You do realise that the prang was in September '99? Families on the flight deck were no problem back then. I don't recall entirely but I think it was the S/Os missus (or the Captains?) and not the F/Os so that could possibly blow your 'showing off' theory out of the water not with standing my previous comments on extant policy of the time. Personally, having had my family on the flight deck in previous times has made me more conservative, not less.. (I don't want to get engaged in a discussion about whether becoming more conservative posts it's own CRM problems, I'm a big boy and understand the issues here).

Originally Posted by International Trader
- The "Commander" took over control and attempted another landing after the go-around was commenced.
'Another' landing'? Not correct. Whilst the decision to cancel the go around was always one of the most significant errors in all of this, your comments imply that the aircraft was airborne again or that it never landed to start off with and the decision to not go around resulted in the long landing. It was not. The aircrafttouched down once only and that was as the thrust levers were moving forward to go around thrust.

Originally Posted by International Trader
- Were the auto brakes used?
These had disconnected when the aircraft touched down thrust levers in a position that caused the logic to disconnect them.

The other one you didn't mention was that the speed brakes were not up. This was due to one of the thrust levers not being caught by the crew and still being forward of idle to the extent that the spoilers did not rise.

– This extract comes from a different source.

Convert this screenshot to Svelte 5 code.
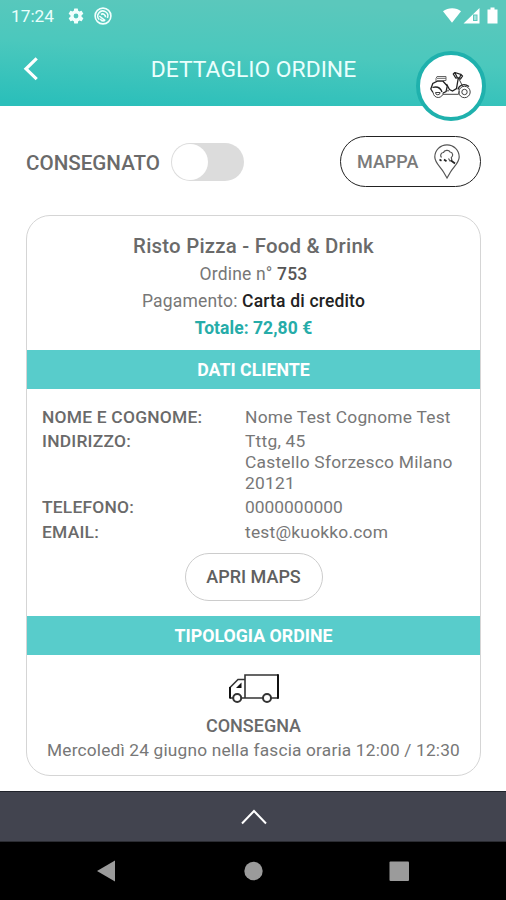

it would be a wonderful CRM lesson for the company.I ask you, is it being used as an example in QF training?
I'll bet it isn't. I'll bet it has been buried,hasn't it?
As a bloke who I have a lot of respect for said recently on another forum:

Originally Posted by Good bloke
It's better to keep one's mouth closed and have people think you're a fool, rather than open it and confirm the fact....
QF1 @ BKK appeared in the QF CRM program over a couple of years for a few different reasons. It still gets a mention now and then these days although I haven't been involved in the CRM program at QF now for nearly two years. Buried? Hardly. Have the crews who were around at the time taken the lessons to heart? My estimation is that they have. Did those crew who joined since then who were part of the CRM courses that I facilitated also take the lessons to heart- most of them did although a few fail to see the organisational factors in the prang and see it simply as the one poor decision right at the end. Still, even they take THAT particular lesson from it.

About the only thing I agree with is your last statement. That being the case though, why are we happy to endorse an organisation in the group that does 'less' training than all the rest. This is the double standard that I don't get from many contributors to this forum. We're all too happy to say 'no one is better than anyone else' but no one wants to advocate that additional training makes us better (the prang rates can show this). People like IT are more than happy to point to the cock ups at QF as testimony to the fact that training doesn't help- or at least it didn't in QFs case- but don't actually contribute to the discussion on what level of training is appropriate.

DJ had a rumoured 50% failure rate for command training recently. Many contributors to various forums cited inadequate experience and inadequate training. QF had an equally horrendous rate in the mid '90s. Do we still think that 'we're all equal' or maybe, just maybe does the amount of training have something to do with it.

So, pissing contest aside between 'sky-gods' (what a highly offensive term) and others, what is an adequate training program for upgrade? Is QF over training by believing (stupidly) that the increased training gives a better product or is J* on a winner here by doing less training but still getting the required numbers? Is there pressure (inadvertent or otherwise) on the trainers at carriers where less training is done to get the people through? Is the standard being assessed the same or is there a difference?

The reality is that none of us know the answer to that with any degree of surety although I suspect there are a few in QF and probably J* who do through having been involved in both training regimes- HC is across at J* isn't he GB? I'd bet money that none of them actually post here on PPRUNE though.